The reason might have something to do with differences between mice and men. Scientists rely heavily on mouse models to understand how things like GIP and GLP-1 work in living organisms, but it turns out that GIP receptors are different in human cells. While the genetic sequences for the GLP-1 receptors in mice and humans are identical, the sequences for GIP receptors in the two species are not. That’s an issue, since the most efficient way to understand how GIP works is to study human versions of the receptors in mice. “All of the data looking at tirzepatide from a mechanistic standpoint has been done mostly in mouse models,” says Campbell. “So we thought it was important for researchers to know that there are confounding variables.”

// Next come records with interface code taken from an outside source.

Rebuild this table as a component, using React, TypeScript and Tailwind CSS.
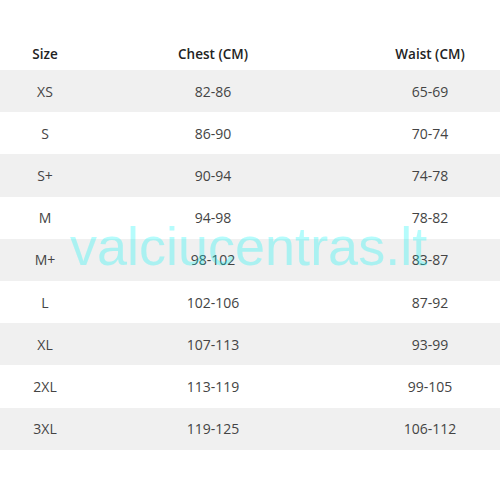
import React from 'react';

const rows = [
  ['XS', '82-86', '65-69'],
  ['S', '86-90', '70-74'],
  ['S+', '90-94', '74-78'],
  ['M', '94-98', '78-82'],
  ['M+', '98-102', '83-87'],
  ['L', '102-106', '87-92'],
  ['XL', '107-113', '93-99'],
  ['2XL', '113-119', '99-105'],
  ['3XL', '119-125', '106-112'],
];

export default function App() {
  return (
    <div className="relative w-[500px] h-[500px] bg-white overflow-hidden font-['Open_Sans',sans-serif]">
      <div className="pt-[38px]">
        <div className="grid grid-cols-[90px_246px_164px] h-[32px] items-center text-[13.5px] font-semibold text-[#222]">
          <div className="text-center">Size</div>
          <div className="text-center">Chest (CM)</div>
          <div className="text-center pl-[24px]">Waist (CM)</div>
        </div>
        {rows.map((r, i) => (
          <div
            key={r[0]}
            className={`grid grid-cols-[90px_246px_164px] h-[42.2px] items-center text-[14px] text-[#444] ${i % 2 === 0 ? 'bg-[#f0f0f0]' : 'bg-white'}`}
          >
            <div className="text-center">{r[0]}</div>
            <div className="text-center">{r[1]}</div>
            <div className="text-center pl-[24px]">{r[2]}</div>
          </div>
        ))}
      </div>
      <div className="absolute left-[70px] top-[219px] text-[54px] leading-none font-['Liberation_Sans',Arial,sans-serif] text-[rgba(0,245,245,0.29)] pointer-events-none whitespace-nowrap">
        valciucentras.lt
      </div>
    </div>
  );
}
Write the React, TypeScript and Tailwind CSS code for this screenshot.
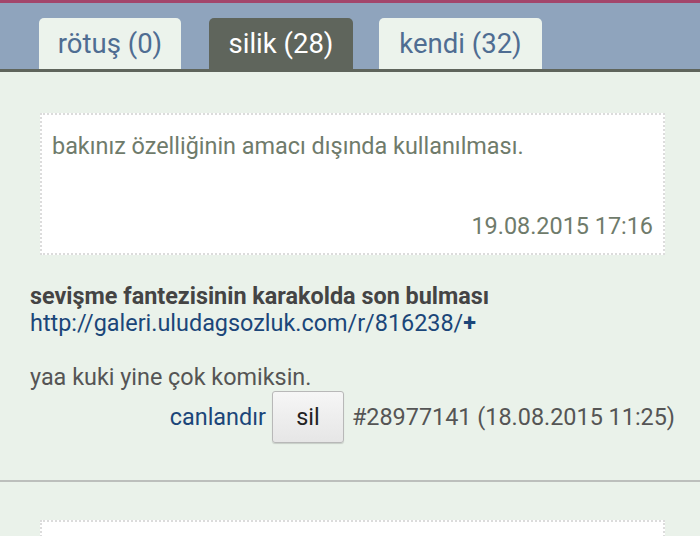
export default function App() {
  const tabs = [
    { label: "rötuş (0)", active: false, cls: "w-[142px]" },
    { label: "silik (28)", active: true, cls: "ml-[28px] w-[144px]" },
    { label: "kendi (32)", active: false, cls: "ml-[26px] w-[163px]" },
  ];

  return (
    <div className="h-[536px] w-[700px] overflow-hidden bg-[#eaf2ea] font-['Roboto',sans-serif]">
      <div className="h-[3px] bg-[#a3466b]" />
      <div className="flex items-end bg-[#8fa4bd] pl-[39px] pt-[15px]">
        {tabs.map((t) => (
          <div
            key={t.label}
            className={
              t.active
                ? `flex h-[51px] ${t.cls} items-center justify-center rounded-t-[5px] bg-[#5f655c] text-[27.5px] text-white`
                : `flex h-[51px] ${t.cls} items-center justify-center rounded-t-[5px] bg-[#ecf3ec] text-[27.5px] text-[#4f6d92]`
            }
          >
            {t.label}
          </div>
        ))}
      </div>
      <div className="h-[3px] bg-[#5f655c]" />

      <div className="px-[40px] pt-[41px] pr-[35px]">
        <div className="flex h-[142px] flex-col justify-between border-2 border-dotted border-[#dcdcdc] bg-white px-[10px] pb-[9px] pt-[14px] text-[23.4px] text-[#6f7b6b]">
          <p>bakınız özelliğinin amacı dışında kullanılması.</p>
          <p className="text-right">19.08.2015 17:16</p>
        </div>
      </div>

      <div className="px-[30px] pt-[28px] pr-[25px] text-[23.4px] leading-[27px] text-[#555]">
        <p className="font-bold text-[#444]">sevişme fantezisinin karakolda son bulması</p>
        <a className="text-[#1b4679]">
          http://galeri.uludagsozluk.com/r/816238/<span className="font-bold">+</span>
        </a>
        <p className="mt-[27px]">yaa kuki yine çok komiksin.</p>
        <div className="flex items-center justify-end">
          <a className="text-[#1b4679]">canlandır</a>
          <button className="ml-[6px] h-[52px] w-[72px] rounded-[3px] border border-[#b8b8b8] bg-gradient-to-b from-[#f6f6f6] to-[#e6e6e6] text-[23.4px] text-[#222] shadow-[0_1px_1px_rgba(0,0,0,0.15)]">
            sil
          </button>
          <span className="ml-[8px]">#28977141 (18.08.2015 11:25)</span>
        </div>
      </div>

      <div className="mt-[37px] h-[2px] bg-[#bcbfbc]" />

      <div className="px-[40px] pt-[38px] pr-[35px]">
        <div className="h-[60px] border-2 border-dotted border-[#dcdcdc] bg-white" />
      </div>
    </div>
  );
}
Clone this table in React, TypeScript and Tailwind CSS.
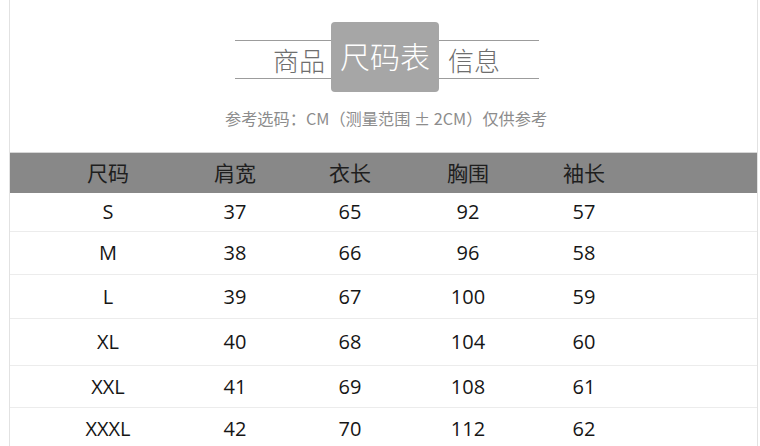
import React from "react";

const rows = [
  { h: "h-[39px]", cells: ["S", "37", "65", "92", "57"] },
  { h: "h-[43px]", cells: ["M", "38", "66", "96", "58"] },
  { h: "h-[44px]", cells: ["L", "39", "67", "100", "59"] },
  { h: "h-[47px]", cells: ["XL", "40", "68", "104", "60"] },
  { h: "h-[42px]", cells: ["XXL", "41", "69", "108", "61"] },
  { h: "h-[43px]", cells: ["XXXL", "42", "70", "112", "62"] },
];

const heads = ["尺码", "肩宽", "衣长", "胸围", "袖长"];

// column widths chosen so each cell's centre lines up with the picture
const cols = "grid grid-cols-[116px_138px_92px_144px_88px] pl-[40px]";

const App = () => {
  return (
    <div className="w-[760px] h-[446px] overflow-hidden bg-white">
      <div className="ml-[9px] w-[749px] h-full border-x border-[#e2e2e2] font-['Noto_Sans_CJK_SC',sans-serif]">
        {/* TITLE */}
        <div className="h-[152px]">
          <div className="flex items-start pl-[225px] pt-[22px]">
            <div className="mt-[18px] flex h-[39px] w-[96px] items-center justify-end border-y border-[#9c9c9c] pr-[6px] text-[26px] font-light leading-none text-[#6e6e6e]">
              商品
            </div>
            <div className="flex h-[70px] w-[108px] items-center justify-center rounded-[4px] bg-[#a6a6a6] pb-[5px] text-[30px] font-light leading-none text-white">
              尺码表
            </div>
            <div className="mt-[18px] flex h-[39px] w-[100px] items-center border-y border-[#9c9c9c] pl-[9px] text-[26px] font-light leading-none text-[#6e6e6e]">
              信息
            </div>
          </div>
          <div className="mt-[14px] pl-[215px] text-[16.2px] leading-[24px] text-[#8c8c8c]">
            参考选码：CM（测量范围 ± 2CM）仅供参考
          </div>
        </div>

        {/* TABLE */}
        <div className="font-['Open_Sans','Noto_Sans_CJK_SC',sans-serif]">
          <div className={`${cols} h-[41px] items-center border-t border-[#d6d6d6] bg-[#888888] text-[21px] text-[#1e1e1e]`}>
            {heads.map((h) => (
              <div key={h} className="text-center font-['Noto_Sans_CJK_SC',sans-serif]">
                {h}
              </div>
            ))}
          </div>
          {rows.map((r) => (
            <div
              key={r.cells[0]}
              className={`${cols} ${r.h} items-center border-b border-[#ececec] text-[20px] text-[#161616]`}
            >
              {r.cells.map((c, i) => (
                <div key={i} className="text-center">
                  {c}
                </div>
              ))}
            </div>
          ))}
        </div>
      </div>
    </div>
  );
};

export default App;
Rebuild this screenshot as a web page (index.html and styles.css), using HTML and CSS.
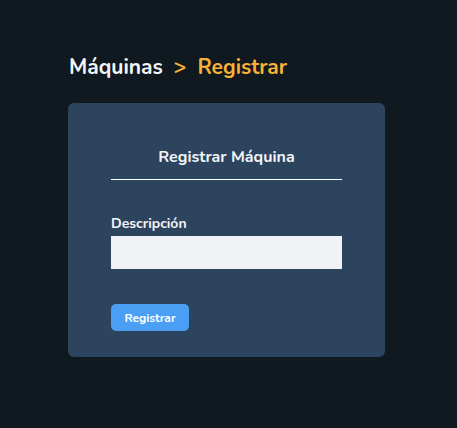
FILE: index.html
```html
<!DOCTYPE html>
<html lang="es">
<head>
<meta charset="utf-8">
<link rel="stylesheet" href="styles.css">
</head>
<body>
<main class="page">
  <h1 class="crumbs"><span class="crumb">Máquinas</span><span class="sep">&gt;</span><span class="current">Registrar</span></h1>
  <section class="card">
    <h2 class="card-title">Registrar Máquina</h2>
    <form class="form">
      <label class="label" for="desc">Descripción</label>
      <input class="input" id="desc" type="text">
      <button class="btn" type="button">Registrar</button>
    </form>
  </section>
</main>
</body>
</html>
```
FILE: styles.css
```css
* { box-sizing: border-box; }
html, body { margin: 0; height: 100%; }
body {
  background: #101820;
  font-family: "Nunito", Lato, "Noto Sans", sans-serif;
  color: #ffffff;
}
.page {
  padding: 52px 0 0 68px;
}
.crumbs {
  margin: 0 0 21px 1px;
  font-size: 21px;
  font-weight: 700;
  line-height: 30px;
  display: flex;
  gap: 11px;
}
.crumb { color: #f3f5f8; }
.sep, .current { color: #f7b335; }
.card {
  width: 317px;
  height: 254px;
  background: #2d445e;
  border-radius: 6px;
  padding: 44px 43px 0 43px;
}
.card-title {
  margin: 0;
  text-align: center;
  font-size: 16px;
  font-weight: 700;
  line-height: 20px;
  padding-bottom: 12px;
  border-bottom: 1px solid #ffffff;
  color: #f3f5f8;
}
.form {
  display: flex;
  flex-direction: column;
  align-items: flex-start;
  margin-top: 35px;
}
.label {
  font-size: 14px;
  font-weight: 700;
  line-height: 18px;
  margin-bottom: 3px;
  color: #f3f5f8;
}
.input {
  width: 231px;
  height: 33px;
  border: none;
  border-radius: 0;
  background: #f0f2f5;
  margin: 0;
  padding: 0 8px;
}
.btn {
  margin-top: 35px;
  width: 78px;
  height: 27px;
  border: none;
  border-radius: 5px;
  background: #4a9ff5;
  color: #ffffff;
  font-family: inherit;
  font-size: 12px;
  font-weight: 700;
  padding: 0;
}
```
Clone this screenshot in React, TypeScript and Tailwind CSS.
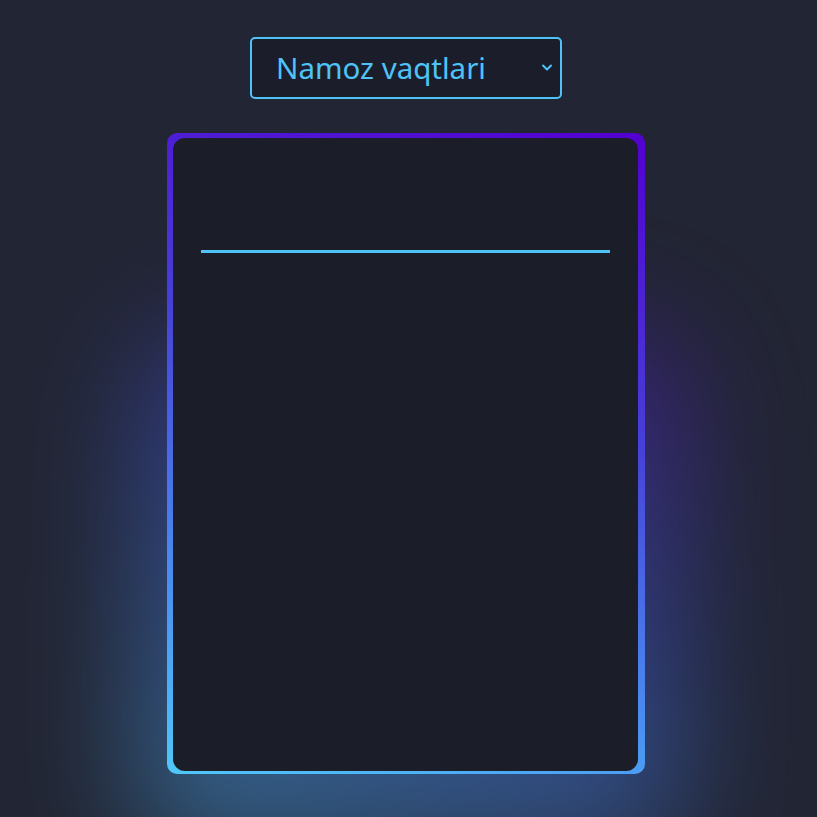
import React from "react";

export default function App() {
  return (
    <div className="min-h-screen w-full bg-[#222533] overflow-hidden" style={{ fontFamily: '"Noto Sans", "Open Sans", sans-serif' }}>
      <div className="flex flex-col items-center pt-[37px] pr-[5px]">
        <div className="relative w-[312px] h-[62px] rounded-[5px] border-2 border-[#4fc3f7] bg-[#1b1e2a] flex items-center pl-[24px]">
          <span className="text-[29.5px] leading-none text-[#4fc3f7]">Namoz vaqtlari</span>
          <svg className="absolute right-[7px] top-[24px]" width="12" height="9" viewBox="0 0 12 9">
            <path d="M2 2.5 L6 6.5 L10 2.5" fill="none" stroke="#4fc3f7" strokeWidth="2" strokeLinecap="round" strokeLinejoin="round" />
          </svg>
        </div>

        <div className="relative mt-[34px] w-[478px] h-[641px]">
          <div className="absolute left-[-30px] right-[-40px] top-[200px] bottom-[-80px] rounded-[60px] bg-[linear-gradient(205deg,#5a10d0_0%,#4060e0_45%,#4fc3f7_100%)] blur-[60px] opacity-45" />
          <div className="relative h-full w-full rounded-[10px] bg-[linear-gradient(197deg,#5200d0_0%,#4740d8_40%,#4a8ef0_75%,#50c8f8_100%)] pt-[5px] pl-[6px] pr-[7px] pb-[3px]">
            <div className="h-full w-full rounded-[12px] bg-[#1b1e29] pt-[112px] px-[28px]">
              <div className="h-[3px] w-full bg-[#4fc3f7]" />
            </div>
          </div>
        </div>
      </div>
    </div>
  );
}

The studies are an intriguing first step to answering questions about whether the latest class of GLP-1-based diabetes and weight-loss drugs could be more effective if combined with GIP-based medicines. More studies would be needed to explore whether targeting not just one, but several processes involved in insulin production and weight might be more effective. If that were the case, then “physicians would have different tools that give them more options to treat people,” says Campbell.

“This study shows that for insulin secretion, which is a major biological action for glucose control, it looks like GIP is very, very important,” he says. Taking that scientific hint, Campbell hopes to build on these findings by studying GLP-1 and GIP in a larger number of human cell samples. And because the volunteers in the current trial represented a range of BMIs but did not have diabetes, he says it’s important to also include cells from people with that condition to better isolate the most efficient way to control blood sugar and weight.